2003 Findings on the Worst Forms of Child Labor - Seychelles
|Publisher||United States Department of Labor|
|Author||Bureau of International Labor Affairs|
|Publication Date||29 April 2004|
|Cite as||United States Department of Labor, 2003 Findings on the Worst Forms of Child Labor - Seychelles, 29 April 2004, available at: http://www.refworld.org/docid/48c8ca323c.html [accessed 12 July 2014]|
Government Policies and Programs to Eliminate the Worst Forms of Child Labor
The Government of the Seychelles implemented education reform programs in 1990 and 1999, which were aimed in part at improving accessto and quality of primary education through enhanced teacher training standards, improved physical facilities, and guaranteed free education for all. The Division of Social Affairs in the Ministry of Social Affairs and Manpower Development works to protect children's rights. The National Commission for Child Protection, established in 1996, is responsible for overall child protection policies.

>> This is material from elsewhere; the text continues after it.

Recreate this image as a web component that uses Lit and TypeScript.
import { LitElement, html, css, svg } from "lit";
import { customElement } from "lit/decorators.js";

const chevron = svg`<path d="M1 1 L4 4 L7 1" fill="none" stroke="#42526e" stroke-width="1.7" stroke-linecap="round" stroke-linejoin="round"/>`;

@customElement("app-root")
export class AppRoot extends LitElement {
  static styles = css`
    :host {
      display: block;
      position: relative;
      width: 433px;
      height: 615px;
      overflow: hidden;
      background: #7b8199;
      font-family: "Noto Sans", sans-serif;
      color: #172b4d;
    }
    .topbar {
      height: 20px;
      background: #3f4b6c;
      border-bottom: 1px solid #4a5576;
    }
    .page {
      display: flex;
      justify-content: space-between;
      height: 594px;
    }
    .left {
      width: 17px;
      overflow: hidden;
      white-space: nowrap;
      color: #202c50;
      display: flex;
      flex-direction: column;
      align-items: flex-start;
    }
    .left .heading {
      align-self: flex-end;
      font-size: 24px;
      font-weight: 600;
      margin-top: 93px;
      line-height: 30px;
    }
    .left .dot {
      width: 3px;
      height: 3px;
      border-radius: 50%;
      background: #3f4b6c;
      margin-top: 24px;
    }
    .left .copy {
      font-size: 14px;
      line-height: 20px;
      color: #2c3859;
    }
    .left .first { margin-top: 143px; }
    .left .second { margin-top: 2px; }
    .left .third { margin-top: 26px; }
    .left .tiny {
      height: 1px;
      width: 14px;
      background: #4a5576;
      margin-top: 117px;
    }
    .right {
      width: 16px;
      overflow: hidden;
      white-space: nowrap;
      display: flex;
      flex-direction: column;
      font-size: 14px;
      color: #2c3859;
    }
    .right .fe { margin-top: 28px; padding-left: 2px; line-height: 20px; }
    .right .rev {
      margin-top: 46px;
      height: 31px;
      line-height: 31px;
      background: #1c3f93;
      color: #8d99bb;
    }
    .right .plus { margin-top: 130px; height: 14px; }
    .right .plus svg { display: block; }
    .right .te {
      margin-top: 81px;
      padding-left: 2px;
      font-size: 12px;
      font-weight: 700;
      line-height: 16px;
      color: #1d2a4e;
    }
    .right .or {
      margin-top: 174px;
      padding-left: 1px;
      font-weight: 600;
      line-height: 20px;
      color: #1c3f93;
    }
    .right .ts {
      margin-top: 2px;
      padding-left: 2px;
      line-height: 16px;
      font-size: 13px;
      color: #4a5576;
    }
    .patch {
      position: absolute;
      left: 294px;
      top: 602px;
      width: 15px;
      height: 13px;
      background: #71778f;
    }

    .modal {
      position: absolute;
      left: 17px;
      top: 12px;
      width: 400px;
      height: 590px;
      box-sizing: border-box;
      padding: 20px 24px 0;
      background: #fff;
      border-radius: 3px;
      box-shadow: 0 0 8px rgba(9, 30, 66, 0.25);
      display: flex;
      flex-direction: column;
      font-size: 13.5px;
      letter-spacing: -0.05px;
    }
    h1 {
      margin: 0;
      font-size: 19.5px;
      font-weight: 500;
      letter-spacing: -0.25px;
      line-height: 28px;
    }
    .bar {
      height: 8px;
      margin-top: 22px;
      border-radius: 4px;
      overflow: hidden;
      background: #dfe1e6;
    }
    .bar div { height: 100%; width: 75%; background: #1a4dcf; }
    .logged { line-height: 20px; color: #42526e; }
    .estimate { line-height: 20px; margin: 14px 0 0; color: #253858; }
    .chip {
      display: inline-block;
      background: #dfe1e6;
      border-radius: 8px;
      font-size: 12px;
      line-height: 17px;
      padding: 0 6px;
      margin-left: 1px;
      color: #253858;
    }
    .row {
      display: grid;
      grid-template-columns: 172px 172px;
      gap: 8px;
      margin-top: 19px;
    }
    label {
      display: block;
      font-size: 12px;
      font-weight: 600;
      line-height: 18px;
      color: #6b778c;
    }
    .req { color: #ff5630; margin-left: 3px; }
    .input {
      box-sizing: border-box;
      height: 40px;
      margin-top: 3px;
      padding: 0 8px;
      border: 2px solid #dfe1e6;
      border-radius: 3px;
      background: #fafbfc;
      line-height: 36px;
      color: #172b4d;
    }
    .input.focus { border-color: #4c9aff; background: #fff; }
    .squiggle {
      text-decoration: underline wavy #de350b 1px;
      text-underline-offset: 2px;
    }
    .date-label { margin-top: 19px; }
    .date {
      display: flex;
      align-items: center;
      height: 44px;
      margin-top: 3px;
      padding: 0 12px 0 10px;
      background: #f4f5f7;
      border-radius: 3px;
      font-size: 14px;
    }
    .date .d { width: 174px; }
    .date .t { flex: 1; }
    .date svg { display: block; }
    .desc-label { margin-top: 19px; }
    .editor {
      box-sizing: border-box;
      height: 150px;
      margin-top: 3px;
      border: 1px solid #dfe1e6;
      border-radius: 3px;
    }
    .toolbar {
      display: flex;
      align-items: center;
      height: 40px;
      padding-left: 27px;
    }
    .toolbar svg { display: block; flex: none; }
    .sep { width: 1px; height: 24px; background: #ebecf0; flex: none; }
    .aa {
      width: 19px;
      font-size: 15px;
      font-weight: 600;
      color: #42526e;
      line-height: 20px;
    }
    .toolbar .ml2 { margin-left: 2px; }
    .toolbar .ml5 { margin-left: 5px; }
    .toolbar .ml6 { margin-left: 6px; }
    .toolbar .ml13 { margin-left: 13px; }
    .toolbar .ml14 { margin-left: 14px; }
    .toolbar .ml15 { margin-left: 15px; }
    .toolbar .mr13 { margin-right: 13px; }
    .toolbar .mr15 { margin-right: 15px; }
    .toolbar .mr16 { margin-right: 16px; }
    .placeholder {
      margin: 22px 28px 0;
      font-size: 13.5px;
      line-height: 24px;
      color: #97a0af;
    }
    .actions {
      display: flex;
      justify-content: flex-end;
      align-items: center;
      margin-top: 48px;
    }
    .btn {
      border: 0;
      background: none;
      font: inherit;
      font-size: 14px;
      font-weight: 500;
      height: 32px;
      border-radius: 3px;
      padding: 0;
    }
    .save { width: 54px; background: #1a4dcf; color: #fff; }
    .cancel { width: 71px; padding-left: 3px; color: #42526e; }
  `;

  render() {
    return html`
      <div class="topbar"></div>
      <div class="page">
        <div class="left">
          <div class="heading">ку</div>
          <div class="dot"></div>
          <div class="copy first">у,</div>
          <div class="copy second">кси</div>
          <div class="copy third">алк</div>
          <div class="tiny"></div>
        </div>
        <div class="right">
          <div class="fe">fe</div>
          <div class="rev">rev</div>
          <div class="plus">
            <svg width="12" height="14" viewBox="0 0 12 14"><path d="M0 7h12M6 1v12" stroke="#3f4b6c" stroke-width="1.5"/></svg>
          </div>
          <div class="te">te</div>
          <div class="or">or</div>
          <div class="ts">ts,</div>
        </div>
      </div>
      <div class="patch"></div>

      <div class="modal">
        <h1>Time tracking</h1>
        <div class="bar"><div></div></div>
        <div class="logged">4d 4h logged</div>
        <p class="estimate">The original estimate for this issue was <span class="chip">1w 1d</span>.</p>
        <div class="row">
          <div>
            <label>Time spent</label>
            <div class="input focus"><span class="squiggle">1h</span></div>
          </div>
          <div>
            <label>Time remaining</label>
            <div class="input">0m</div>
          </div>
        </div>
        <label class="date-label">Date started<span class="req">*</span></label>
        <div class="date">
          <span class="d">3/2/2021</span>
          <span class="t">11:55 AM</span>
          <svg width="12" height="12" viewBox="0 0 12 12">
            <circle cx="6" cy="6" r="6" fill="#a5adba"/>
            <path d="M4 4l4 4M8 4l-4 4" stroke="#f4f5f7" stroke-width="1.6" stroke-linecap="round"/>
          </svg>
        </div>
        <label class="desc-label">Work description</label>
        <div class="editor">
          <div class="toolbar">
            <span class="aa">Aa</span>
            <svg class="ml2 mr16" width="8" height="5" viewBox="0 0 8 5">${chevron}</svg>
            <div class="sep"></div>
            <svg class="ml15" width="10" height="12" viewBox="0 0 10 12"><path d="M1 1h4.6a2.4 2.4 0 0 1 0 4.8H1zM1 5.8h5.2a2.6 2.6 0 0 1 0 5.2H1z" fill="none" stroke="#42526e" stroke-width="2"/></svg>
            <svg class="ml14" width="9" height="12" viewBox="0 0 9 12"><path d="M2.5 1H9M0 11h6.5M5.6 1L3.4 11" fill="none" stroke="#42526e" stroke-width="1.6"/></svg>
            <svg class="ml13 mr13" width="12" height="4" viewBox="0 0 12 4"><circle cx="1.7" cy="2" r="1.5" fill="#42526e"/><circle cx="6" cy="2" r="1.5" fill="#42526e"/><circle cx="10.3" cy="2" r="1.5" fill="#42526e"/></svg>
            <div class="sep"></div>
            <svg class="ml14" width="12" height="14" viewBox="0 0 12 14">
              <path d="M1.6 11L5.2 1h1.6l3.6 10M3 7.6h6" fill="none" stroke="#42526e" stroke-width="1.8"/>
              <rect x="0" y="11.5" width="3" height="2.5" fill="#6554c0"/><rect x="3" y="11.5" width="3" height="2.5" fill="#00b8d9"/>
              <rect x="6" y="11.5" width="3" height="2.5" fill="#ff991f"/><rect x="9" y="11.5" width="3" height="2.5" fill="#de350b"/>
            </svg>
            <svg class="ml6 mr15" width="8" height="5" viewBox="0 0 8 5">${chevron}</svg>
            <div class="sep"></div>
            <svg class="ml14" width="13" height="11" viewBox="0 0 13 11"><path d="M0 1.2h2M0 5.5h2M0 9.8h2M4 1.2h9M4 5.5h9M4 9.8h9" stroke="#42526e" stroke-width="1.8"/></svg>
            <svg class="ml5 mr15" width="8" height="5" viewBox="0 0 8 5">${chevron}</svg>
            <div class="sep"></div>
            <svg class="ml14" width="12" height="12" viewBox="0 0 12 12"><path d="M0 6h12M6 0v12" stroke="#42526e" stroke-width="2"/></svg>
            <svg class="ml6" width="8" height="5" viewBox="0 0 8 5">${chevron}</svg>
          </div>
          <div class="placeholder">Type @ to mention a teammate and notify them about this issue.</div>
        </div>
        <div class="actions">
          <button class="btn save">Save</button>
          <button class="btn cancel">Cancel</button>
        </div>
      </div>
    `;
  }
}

Incidence and Nature of Child Labor
Statistics on the number of working children under the age of 15 in Seychelles are unavailable, are there have been no reports of child labor in the country. Education is compulsory up to the age of 16 and free through secondary school up to the age of 18. In 1999, the gross primary enrollment rate was 100.8 percent and the net primary enrollment rate was 99.9 percent. Attendance rates are not available for Seychelles. While enrollment rates indicate a level of commitment to education, they do not always reflect children's participation in school.

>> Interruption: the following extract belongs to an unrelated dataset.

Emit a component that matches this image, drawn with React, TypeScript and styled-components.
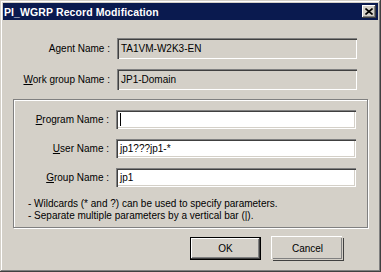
import styled, { createGlobalStyle } from 'styled-components';

const GlobalStyle = createGlobalStyle`
  html, body {
    margin: 0;
    padding: 0;
    background: #d4d0c8;
  }
  body {
    font-family: "Liberation Sans", Arial, sans-serif;
    font-size: 10px;
    color: #000;
  }
`;

const Window = styled.div`
  width: 381px;
  height: 272px;
  box-sizing: border-box;
  padding: 3px;
  background: #d4d0c8;
  display: flex;
  flex-direction: column;
  box-shadow: inset -1px -1px 0 #404040, inset 1px 1px 0 #d4d0c8,
    inset -2px -2px 0 #808080, inset 2px 2px 0 #ffffff;
`;

const TitleBar = styled.div`
  height: 17px;
  background: #0a1a4f;
  color: #fff;
  display: flex;
  align-items: center;
  justify-content: space-between;
  padding: 0 2px 0 1px;
`;

const Title = styled.span`
  font-weight: bold;
  font-size: 10.5px;
  letter-spacing: 0.1px;
`;

const CloseButton = styled.div`
  width: 14px;
  height: 13px;
  box-sizing: border-box;
  background: #d4d0c8;
  display: flex;
  align-items: center;
  justify-content: center;
  box-shadow: inset -1px -1px 0 #404040, inset 1px 1px 0 #ffffff,
    inset -2px -2px 0 #808080;
`;

const Body = styled.div`
  display: flex;
  flex-direction: column;
  padding-top: 18px;
`;

const FieldRow = styled.div<{ labelWidth: number; tall?: boolean }>`
  display: grid;
  grid-template-columns: ${({ labelWidth }) => labelWidth}px 240px;
  column-gap: 7px;
  align-items: center;
  height: ${({ tall }) => (tall ? 21 : 19)}px;
  & + & {
    margin-top: ${({ tall }) => (tall ? 7 : 10)}px;
  }
`;

const Label = styled.div`
  text-align: right;
  white-space: nowrap;
`;

const Field = styled.div<{ readOnly?: boolean }>`
  height: 100%;
  box-sizing: border-box;
  background: ${({ readOnly }) => (readOnly ? '#d4d0c8' : '#ffffff')};
  padding: 0 4px;
  display: flex;
  align-items: center;
  white-space: nowrap;
  box-shadow: inset 1px 1px 0 #808080, inset 2px 2px 0 #404040,
    inset -1px -1px 0 #ffffff, inset -2px -2px 0 #d4d0c8;
`;

const Caret = styled.span`
  display: inline-block;
  width: 1px;
  height: 13px;
  background: #000;
`;

const GroupBox = styled.div`
  margin: 9px 0 0 10px;
  width: 355px;
  box-sizing: border-box;
  border: 1px solid #808080;
  box-shadow: inset 1px 1px 0 #ffffff, 1px 1px 0 #ffffff;
  padding: 10px 0 5px 0;
`;

const Notes = styled.div`
  margin: 11px 0 0 14px;
  line-height: 12px;
`;

const ButtonRow = styled.div`
  display: flex;
  justify-content: flex-end;
  gap: 11px;
  margin-top: 9px;
  padding-right: 35px;
`;

const Button = styled.div<{ isDefault?: boolean }>`
  width: 71px;
  height: 23px;
  box-sizing: border-box;
  display: flex;
  align-items: center;
  justify-content: center;
  background: #d4d0c8;
  border: 1px solid ${({ isDefault }) => (isDefault ? '#000' : 'transparent')};
  box-shadow: ${({ isDefault }) =>
    isDefault
      ? 'inset -1px -1px 0 #404040, inset 1px 1px 0 #ffffff, inset -2px -2px 0 #808080'
      : '-1px -1px 0 #ffffff, 1px 1px 0 #404040, inset -1px -1px 0 #808080'};
`;

export default function App() {
  return (
    <>
      <GlobalStyle />
      <Window>
        <TitleBar>
          <Title>PI_WGRP Record Modification</Title>
          <CloseButton>
            <svg width="8" height="7" viewBox="0 0 8 7">
              <path d="M0.5 0.5 L7.5 6.5 M7.5 0.5 L0.5 6.5" stroke="#000" strokeWidth="1.6" />
            </svg>
          </CloseButton>
        </TitleBar>
        <Body>
          <FieldRow labelWidth={107} tall>
            <Label>Agent Name :</Label>
            <Field readOnly>TA1VM-W2K3-EN</Field>
          </FieldRow>
          <FieldRow labelWidth={107} tall>
            <Label><u>W</u>ork group Name :</Label>
            <Field readOnly>JP1-Domain</Field>
          </FieldRow>
          <GroupBox>
            <FieldRow labelWidth={95}>
              <Label><u>P</u>rogram Name :</Label>
              <Field><Caret /></Field>
            </FieldRow>
            <FieldRow labelWidth={95}>
              <Label><u>U</u>ser Name :</Label>
              <Field>jp1???jp1-*</Field>
            </FieldRow>
            <FieldRow labelWidth={95}>
              <Label><u>G</u>roup Name :</Label>
              <Field>jp1</Field>
            </FieldRow>
            <Notes>
              - Wildcards (* and ?) can be used to specify parameters.
              <br />
              - Separate multiple parameters by a vertical bar (|).
            </Notes>
          </GroupBox>
          <ButtonRow>
            <Button isDefault>OK</Button>
            <Button>Cancel</Button>
          </ButtonRow>
        </Body>
      </Window>
    </>
  );
}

Child Labor Laws and Enforcement
Article 31 of the Constitution sets the minimum age for employment at 15 years, with exceptions for children employed part time in light work that is not harmful to their health, morals or education. However, the Employment Act stipulates that any child under the age of 15 is prohibited from working. Children ages 16 to 18 are considered as adults in the labor market and there are no special protections for this age group. Violations of the minimum age regulation are punishable by a fine of SCR 6,000 (USD 1,169.59). An amendment to the Employment of Young Persons and Children Act of 1981 specifically prohibits children under 18 from working in hotels, restaurants and shops. Forced or bonded labor is prohibited by law. Article 138(b) of the Penal Code prohibits the procuring of any woman or girl for purposes of prostitution. The Ministry of Employment and Social Services enforces child labor laws and investigates claims of child labor abuses.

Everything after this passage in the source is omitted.